Last year, the FBI released hundreds of pages of newly declassified documents exploring the connection between the Saudi government and the 9/11 attacks. Those documents arrived two months after the FBI released a 16-page document that unveiled a memo detailing “significant logistic support” two of the hijackers received in the U.S.

Saudi Arabia also has been widely accused of using its involvement in golf and other athletics to “sportswash” its human rights atrocities, including the 2018 killing of Washington Post journalist Jamal Khashoggi, and its mass execution of 81 men for various offenses this past March.

Crowther is hardly alone in her anger toward LIV Golf and its connection to what is essentially “blood money.”

Terry Strada, the national chair of 911familiesunited.org, and whose husband, Tom, was a golf pro at Meadow Brook Country Club on Long Island before becoming a bond broker at Cantor Fitzgerald, said Tuesday that she is “appalled” over the players’ willingness to be “exploited” by Saudi Arabia for what amounts to nothing more than a big paycheck.

“To those players who have ignorantly toed the kingdom’s line speaking from their talking points and asking the public to focus on what the Saudis are doing now, or calling the allegations against the kingdom tenuous at best, you have become mouthpieces for the kingdom and perfect examples of how sportswashing works,” she said. “What [Saudi Arabia] is doing with LIV Golf is, they’re throwing billions of dollars into a PR stunt. They don’t care [about golf].”

That is why Matthew Bocchi, a New Vernon native who was 9 years old and the oldest of four children when his father, John, was trapped on the 105th floor of the North Tower on 9/11, thinks it’s important to continue to speak out against Saudi Arabia’s involvement with LIV and other sports.

“I’m aware there are corporations in the U.S. funded by Saudi money; their involvement in this country is no mystery,” Bocchi told The Post. “This is setting a precedent we don’t want set. I’m a big sports fan. If this can happen so easily and so close to home, who’s to say this isn’t going to continue and they’re not going to get involved in other sports?

“The proximity of this tournament — I grew up 15 minutes from here. I went to so many funerals here. It ignites [the emotions] all over again. I respect a lot of the golfers. Is the money worth it? Do they need $200 million from the Saudis? Maybe some of them do. But they need to realize this is a fight we’ve been having for years. It’s hurtful. I respect Rory [McIlroy], who has spoken out against it and said this is sportswashing. I have a lot of friends who are golf fans. They feel the same way. This is going to set a tone that we don’t want.”

Crowther, Strada, and Bocchi aren’t the only ones speaking out this week.

Dozens of family members and survivors of the 9/11 attacks are planning to protest down the street from the tournament on Friday morning. Brett Eagleson, a founder of 9/11 Justice, also hopes to call attention to the connection between the Saudi government and the 48-player tournament, which includes Mickelson, Bryson DeChambeau, and Dustin Johnson, among others.

Of the more than 3,000 individuals who were killed on 9/11, 750 were from New Jersey.
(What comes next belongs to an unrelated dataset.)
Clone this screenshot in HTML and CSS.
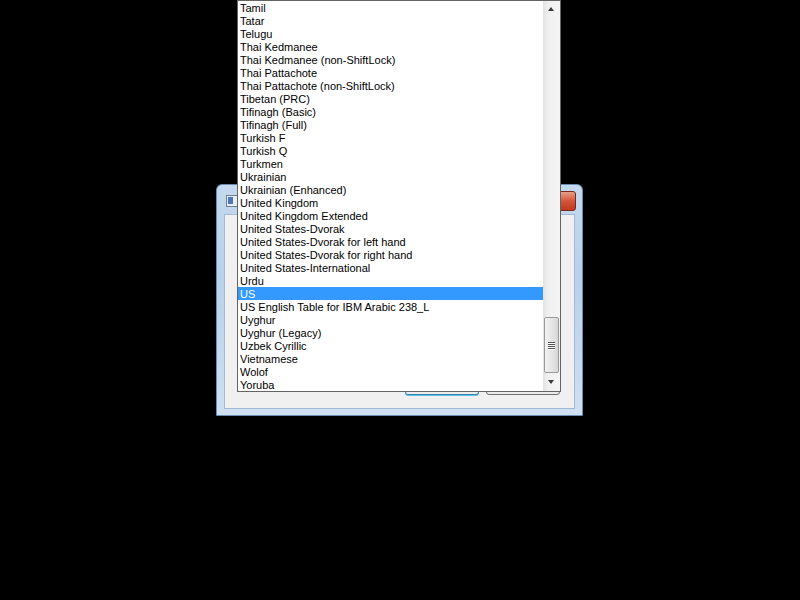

The survivors and the loved ones left behind have a message for Mickelson and the other professionals participating this week.

“I would ask [Mickelson] to at least consider what example you are setting for our youth; that money can buy anything,” Strada said. “That’s a horrible example to set. I would like him to think about what his legacy is going to be, what all of their legacies are going to be. They took money from the kingdom that murdered 3,000 people on American soil.”